ARR is one of the key metrics for customer success. If the rates are high, that is a clear indication that customers are deriving value from your product, which leads to subscription renewals and long-term customer relationships.
What is ARR in SaaS? — Conclusion
ARR is definitely one of the most crucial metrics in SaaS, as it represents the total annual revenue you expect to get from subscriptions.
It provides valuable insights into growth potential, revenue dynamics, financial forecasting, and customer success. By understanding it and managing it properly, you can improve customer retention, drive business growth, and build a strong foundation for sustained success in the ever-growing SaaS environment.
Frequently Asked Questions
What is ARR in customer success?
In SaaS, ARR is important because it helps businesses track the revenue gained from existing customers over time. It is closely related to CLTV, so by increasing ARR from existing customers, SaaS companies can increase CLTV and improve the quality of their customer relationships.
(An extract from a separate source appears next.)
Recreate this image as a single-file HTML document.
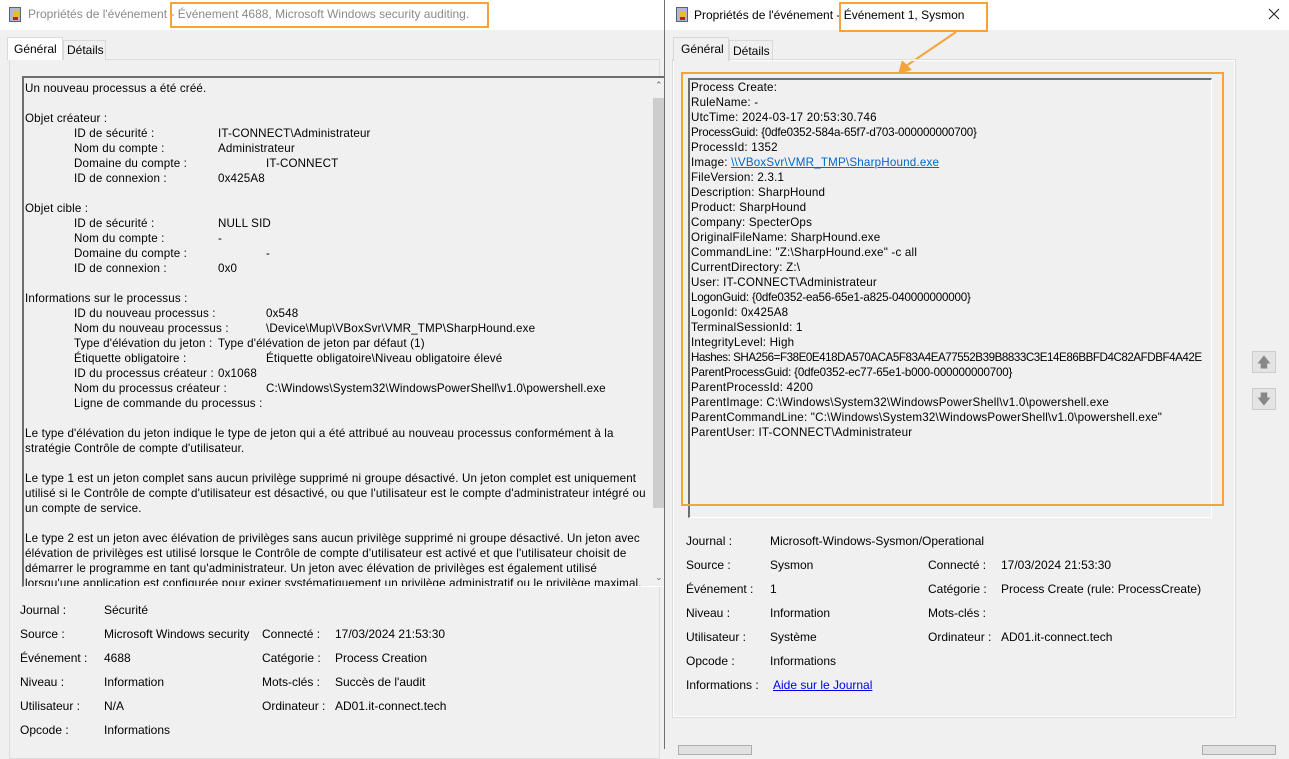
<!DOCTYPE html>
<html><head><meta charset="utf-8"><style>
*{margin:0;padding:0;box-sizing:border-box}
body{width:1289px;height:749px;overflow:hidden;background:#f0f0f0;font-family:"Liberation Sans",sans-serif;font-size:12px;color:#000;position:relative}
.a{position:absolute;white-space:nowrap;line-height:15px}
.t{position:absolute;white-space:nowrap}
.ico{position:absolute;width:12px;height:15px;background:#b0b8d0;border:1px solid #5a6078}
.ico:after{content:"";position:absolute;left:3px;top:3px;width:6px;height:6px;background:#e8c020;border-radius:1px}
.ico:before{content:"";position:absolute;left:3px;top:9px;width:5px;height:3px;background:#c02020}
</style></head><body>
<!-- LEFT -->
<div style="position:absolute;left:0;top:0;width:664px;height:30px;background:#fff"></div>
<div class="ico" style="left:9px;top:7px"></div>
<div class="t" style="left:28px;top:7px;font-size:12px;color:#8a8a8a">Propriétés de l'événement - Événement 4688, Microsoft Windows security auditing.</div>
<div style="position:absolute;left:170px;top:2px;width:319px;height:26px;border:2px solid #f7a33c"></div>
<div style="position:absolute;left:9px;top:59px;width:651px;height:700px;border:1px solid #dcdcdc;background:#f0f0f0"></div>
<div style="position:absolute;left:7px;top:37px;width:56px;height:23px;background:#fff;border:1px solid #d9d9d9;border-bottom:none"></div>
<div class="t" style="left:14px;top:42px">Général</div>
<div style="position:absolute;left:63px;top:40px;width:43px;height:20px;border:1px solid #d9d9d9;border-bottom:none;background:#f0f0f0"></div>
<div class="t" style="left:67px;top:43px">Détails</div>
<div style="position:absolute;left:22px;top:76px;width:643px;height:511px;border-top:2px solid #6e6e6e;border-left:2px solid #6e6e6e;border-bottom:1px solid #fff;background:#f0f0f0;overflow:hidden">
<div style="position:absolute;left:1px;top:-6px;font-size:11.6px;letter-spacing:0.15px">
<div class="a" style="top:9px">Un nouveau processus a été créé.</div>
<div class="a" style="top:39px">Objet créateur :</div>
<div class="a" style="top:54px;left:49px">ID de sécurité :</div><div class="a" style="top:54px;left:193px">IT-CONNECT\Administrateur</div>
<div class="a" style="top:69px;left:49px">Nom du compte :</div><div class="a" style="top:69px;left:193px">Administrateur</div>
<div class="a" style="top:84px;left:49px">Domaine du compte :</div><div class="a" style="top:84px;left:241px">IT-CONNECT</div>
<div class="a" style="top:99px;left:49px">ID de connexion :</div><div class="a" style="top:99px;left:193px">0x425A8</div>
<div class="a" style="top:129px">Objet cible :</div>
<div class="a" style="top:144px;left:49px">ID de sécurité :</div><div class="a" style="top:144px;left:193px">NULL SID</div>
<div class="a" style="top:159px;left:49px">Nom du compte :</div><div class="a" style="top:159px;left:193px">-</div>
<div class="a" style="top:174px;left:49px">Domaine du compte :</div><div class="a" style="top:174px;left:241px">-</div>
<div class="a" style="top:189px;left:49px">ID de connexion :</div><div class="a" style="top:189px;left:193px">0x0</div>
<div class="a" style="top:219px">Informations sur le processus :</div>
<div class="a" style="top:234px;left:49px">ID du nouveau processus :</div><div class="a" style="top:234px;left:241px">0x548</div>
<div class="a" style="top:249px;left:49px">Nom du nouveau processus :</div><div class="a" style="top:249px;left:241px">\Device\Mup\VBoxSvr\VMR_TMP\SharpHound.exe</div>
<div class="a" style="top:264px;left:49px">Type d'élévation du jeton :</div><div class="a" style="top:264px;left:193px">Type d'élévation de jeton par défaut (1)</div>
<div class="a" style="top:279px;left:49px">Étiquette obligatoire :</div><div class="a" style="top:279px;left:241px">Étiquette obligatoire\Niveau obligatoire élevé</div>
<div class="a" style="top:294px;left:49px">ID du processus créateur :</div><div class="a" style="top:294px;left:193px">0x1068</div>
<div class="a" style="top:309px;left:49px">Nom du processus créateur :</div><div class="a" style="top:309px;left:241px">C:\Windows\System32\WindowsPowerShell\v1.0\powershell.exe</div>
<div class="a" style="top:324px;left:49px">Ligne de commande du processus :</div>
<div class="a" style="top:354px">Le type d'élévation du jeton indique le type de jeton qui a été attribué au nouveau processus conformément à la</div>
<div class="a" style="top:369px">stratégie Contrôle de compte d'utilisateur.</div>
<div class="a" style="top:399px">Le type 1 est un jeton complet sans aucun privilège supprimé ni groupe désactivé. Un jeton complet est uniquement</div>
<div class="a" style="top:414px">utilisé si le Contrôle de compte d'utilisateur est désactivé, ou que l'utilisateur est le compte d'administrateur intégré ou</div>
<div class="a" style="top:429px">un compte de service.</div>
<div class="a" style="top:459px">Le type 2 est un jeton avec élévation de privilèges sans aucun privilège supprimé ni groupe désactivé. Un jeton avec</div>
<div class="a" style="top:474px">élévation de privilèges est utilisé lorsque le Contrôle de compte d'utilisateur est activé et que l'utilisateur choisit de</div>
<div class="a" style="top:489px">démarrer le programme en tant qu'administrateur. Un jeton avec élévation de privilèges est également utilisé</div>
<div class="a" style="top:504px">lorsqu'une application est configurée pour exiger systématiquement un privilège administratif ou le privilège maximal.</div>
</div>
<div style="position:absolute;left:628px;top:0;width:15px;height:511px;background:#f0f0f0"></div>
<div style="position:absolute;left:629px;top:20px;width:13px;height:410px;background:#cdcdcd"></div>
<div class="t" style="left:631px;top:2px;font-size:9px;color:#666">&#8963;</div>
<div class="t" style="left:631px;top:494px;font-size:9px;color:#666">&#8964;</div>
</div>
<div style="font-size:12px">
<div class="t" style="left:20px;top:603px">Journal :</div><div class="t" style="left:104px;top:603px">Sécurité</div>
<div class="t" style="left:20px;top:627px">Source :</div><div class="t" style="left:104px;top:627px">Microsoft Windows security</div>
<div class="t" style="left:262px;top:627px">Connecté :</div><div class="t" style="left:335px;top:627px">17/03/2024 21:53:30</div>
<div class="t" style="left:20px;top:651px">Événement :</div><div class="t" style="left:104px;top:651px">4688</div>
<div class="t" style="left:262px;top:651px">Catégorie :</div><div class="t" style="left:335px;top:651px">Process Creation</div>
<div class="t" style="left:20px;top:675px">Niveau :</div><div class="t" style="left:104px;top:675px">Information</div>
<div class="t" style="left:262px;top:675px">Mots-clés :</div><div class="t" style="left:335px;top:675px">Succès de l'audit</div>
<div class="t" style="left:20px;top:699px">Utilisateur :</div><div class="t" style="left:104px;top:699px">N/A</div>
<div class="t" style="left:262px;top:699px">Ordinateur :</div><div class="t" style="left:335px;top:699px">AD01.it-connect.tech</div>
<div class="t" style="left:20px;top:723px">Opcode :</div><div class="t" style="left:104px;top:723px">Informations</div>
</div>
<!-- divider -->
<div style="position:absolute;left:664px;top:0;width:1px;height:749px;background:#707070"></div>
<!-- RIGHT -->
<div style="position:absolute;left:665px;top:0;width:624px;height:30px;background:#fff"></div>
<div class="ico" style="left:676px;top:7px"></div>
<div class="t" style="left:694px;top:8px;font-size:12px">Propriétés de l'événement - Événement 1, Sysmon</div>
<div style="position:absolute;left:839px;top:2px;width:149px;height:30px;border:2px solid #f7a33c"></div>
<svg style="position:absolute;left:1268px;top:8px" width="12" height="12"><path d="M1 1L11 11M11 1L1 11" stroke="#222" stroke-width="1.1"/></svg>
<svg style="position:absolute;left:890px;top:30px" width="70" height="50"><line x1="66" y1="2" x2="16" y2="36" stroke="#f7a33c" stroke-width="2"/><polygon points="8,44 12,30 22,40" fill="#f7a33c"/></svg>
<div style="position:absolute;left:673px;top:60px;width:562px;height:657px;border:1px solid #fff;outline:1px solid #dcdcdc"></div>
<div style="position:absolute;left:673px;top:37px;width:56px;height:24px;background:#f0f0f0;border:1px solid #d9d9d9;border-bottom:none"></div>
<div class="t" style="left:681px;top:42px">Général</div>
<div style="position:absolute;left:729px;top:40px;width:44px;height:21px;border:1px solid #d9d9d9;border-bottom:none"></div>
<div class="t" style="left:733px;top:44px">Détails</div>
<div style="position:absolute;left:688px;top:78px;width:524px;height:440px;border-left:2px solid #6e6e6e;border-top:2px solid #6e6e6e;border-right:1px solid #fff;border-bottom:1px solid #fff"></div>
<div style="position:absolute;left:691px;top:-1px;font-size:11.6px;letter-spacing:0.2px">
<div class="a" style="top:81px">Process Create:</div>
<div class="a" style="top:96px">RuleName: -</div>
<div class="a" style="top:111px">UtcTime: 2024-03-17 20:53:30.746</div>
<div class="a" style="top:126px;letter-spacing:-0.2px">ProcessGuid: {0dfe0352-584a-65f7-d703-000000000700}</div>
<div class="a" style="top:141px">ProcessId: 1352</div>
<div class="a" style="top:156px">Image: <span style="color:#0066cc;text-decoration:underline">\\VBoxSvr\VMR_TMP\SharpHound.exe</span></div>
<div class="a" style="top:171px">FileVersion: 2.3.1</div>
<div class="a" style="top:186px">Description: SharpHound</div>
<div class="a" style="top:201px">Product: SharpHound</div>
<div class="a" style="top:216px">Company: SpecterOps</div>
<div class="a" style="top:231px">OriginalFileName: SharpHound.exe</div>
<div class="a" style="top:246px">CommandLine: "Z:\SharpHound.exe" -c all</div>
<div class="a" style="top:261px">CurrentDirectory: Z:\</div>
<div class="a" style="top:276px">User: IT-CONNECT\Administrateur</div>
<div class="a" style="top:291px;letter-spacing:-0.2px">LogonGuid: {0dfe0352-ea56-65e1-a825-040000000000}</div>
<div class="a" style="top:306px">LogonId: 0x425A8</div>
<div class="a" style="top:321px">TerminalSessionId: 1</div>
<div class="a" style="top:336px">IntegrityLevel: High</div>
<div class="a" style="top:351px;letter-spacing:-0.45px">Hashes: SHA256=F38E0E418DA570ACA5F83A4EA77552B39B8833C3E14E86BBFD4C82AFDBF4A42E</div>
<div class="a" style="top:366px;letter-spacing:-0.2px">ParentProcessGuid: {0dfe0352-ec77-65e1-b000-000000000700}</div>
<div class="a" style="top:381px">ParentProcessId: 4200</div>
<div class="a" style="top:396px">ParentImage: C:\Windows\System32\WindowsPowerShell\v1.0\powershell.exe</div>
<div class="a" style="top:411px">ParentCommandLine: "C:\Windows\System32\WindowsPowerShell\v1.0\powershell.exe"</div>
<div class="a" style="top:426px">ParentUser: IT-CONNECT\Administrateur</div>
</div>
<div style="position:absolute;left:681px;top:72px;width:543px;height:434px;border:2px solid #f7a33c"></div>
<div style="position:absolute;left:1252px;top:351px;width:24px;height:22px;background:#e4e4e4;border:1px solid #ccc;color:#888;text-align:center;font-size:14px;line-height:20px">&#129093;</div>
<div style="position:absolute;left:1252px;top:388px;width:24px;height:22px;background:#e4e4e4;border:1px solid #ccc;color:#888;text-align:center;font-size:14px;line-height:20px">&#129095;</div>
<div style="font-size:12px">
<div class="t" style="left:686px;top:534px">Journal :</div><div class="t" style="left:770px;top:534px">Microsoft-Windows-Sysmon/Operational</div>
<div class="t" style="left:686px;top:558px">Source :</div><div class="t" style="left:770px;top:558px">Sysmon</div>
<div class="t" style="left:928px;top:558px">Connecté :</div><div class="t" style="left:1001px;top:558px">17/03/2024 21:53:30</div>
<div class="t" style="left:686px;top:582px">Événement :</div><div class="t" style="left:770px;top:582px">1</div>
<div class="t" style="left:928px;top:582px">Catégorie :</div><div class="t" style="left:1001px;top:582px">Process Create (rule: ProcessCreate)</div>
<div class="t" style="left:686px;top:606px">Niveau :</div><div class="t" style="left:770px;top:606px">Information</div>
<div class="t" style="left:928px;top:606px">Mots-clés :</div>
<div class="t" style="left:686px;top:630px">Utilisateur :</div><div class="t" style="left:770px;top:630px">Système</div>
<div class="t" style="left:928px;top:630px">Ordinateur :</div><div class="t" style="left:1001px;top:630px">AD01.it-connect.tech</div>
<div class="t" style="left:686px;top:654px">Opcode :</div><div class="t" style="left:770px;top:654px">Informations</div>
<div class="t" style="left:686px;top:678px">Informations :</div><div class="t" style="left:773px;top:678px;color:#0000ee;text-decoration:underline">Aide sur le Journal</div>
</div>
<div style="position:absolute;left:678px;top:745px;width:74px;height:10px;background:#e1e1e1;border:1px solid #adadad"></div>
<div style="position:absolute;left:1202px;top:745px;width:74px;height:10px;background:#e1e1e1;border:1px solid #adadad"></div>
</body></html>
What is the average ARR for a CSM?
The average ARR for CSM can vary depending on various factors, but a typical CSM customer account portfolio with a total ARR ranges from $1 million to $10 million or more.
What is the difference between ACV and ARR?
ACV or Annual Contract Value, represents the total value of a customer’s contract over a year, while ARR represents the total revenue generated from recurring subscriptions. Therefore, ACV measures the total value of a customer contract, including non-recurring revenue, while ARR focuses on recurring revenue exclusively.